Five lists from the IEEE Harvard Sentences, including lists [6,7,8,9,10]. These each sentence in these lists was displayed to the participant six times, totalling 300 sentences.

Participants

Ten participants, five females and five males, between the ages of 22 and 33 y.o. participated in the experiment.

Experimental Set-up

The participant was seated in a lab chair across from a computer monitor which displayed the stimulus sentences. The participants wore a head mounted probe holder (Derrick et al., 2015) to stabilize the relative probe-head placement during the experiment. In-house designed data collection software was used to display the stimuli and to collect the audio and ultrasound images. The participant read aloud each sentence, and the researcher would then advance the stimulus display to the next stimulus sentence.

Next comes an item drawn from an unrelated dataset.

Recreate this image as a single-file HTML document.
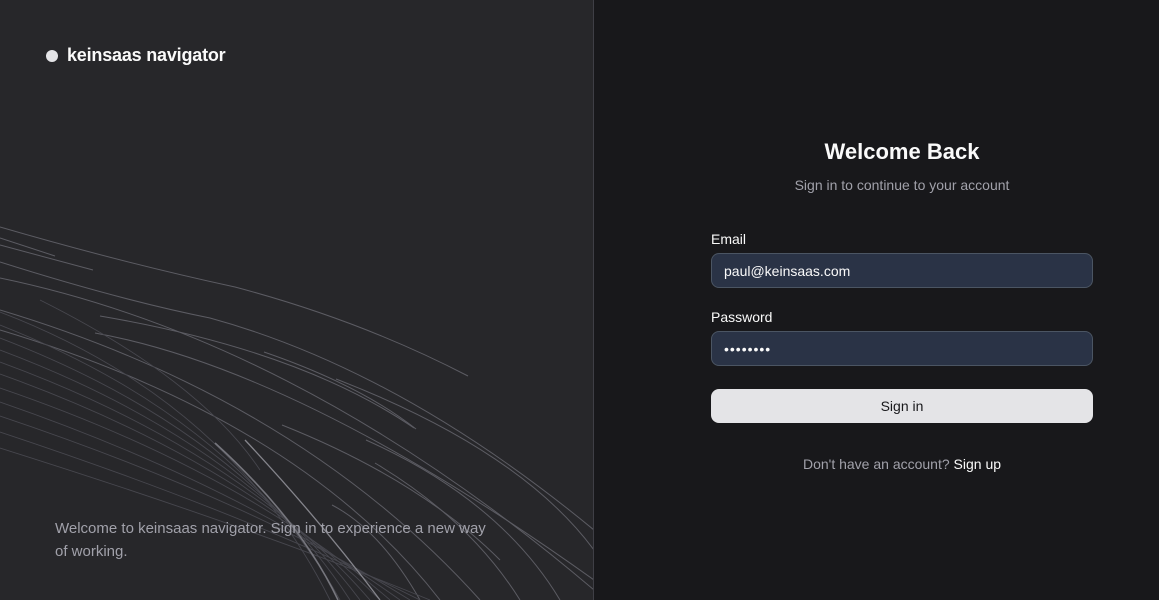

The participant would be asked to repeat the sentence if it was mispoken.

Preparing the Data

The ultrasound videos were demuxed into audio wavfiles and the image frames from the ultrasound video. An in-house modified version of Praat was used to identify the sentence boundaries and the image frames corresponding to these sentences. The audio for each sentence and the corresponding image frames were place in a separate directory. The Penn state forced aligner was used on each sentence, creating a Praat textgrid demarkating the word and phoneme boundaries in the audio. An in-house developed Database for ultrasound image/trace storage (details and download available here, and here (tarball) or here (zipped), respectively) houses the storage files labelled with the corresponding word and phoneme.

NOTICE

At the present moment, we have left most textgrids as-is, meaning that word and phone boundaries have not been hand-adjusted. We have noticed that the vast majority of boundaries are quite accurate, however there are several in each sentence which are off by a number of milliseconds which would result in the incorrect classification of an ultrasound image. Therefore, these boundaries should not be trusted, and should be hand-verified. APIL will gladly replace existing textgrids (along with the corresponding audio wav files, available for download) with an updated version containing correct boundaries. All this said, some of the present entries in the Database are likely mislabeled. Furthermore, the ultrasound images for this study presently are not traced, despite the intent of the Database to manage both images and trace files. Similarly, APIL will gladly upload any trace files for these images to the Database.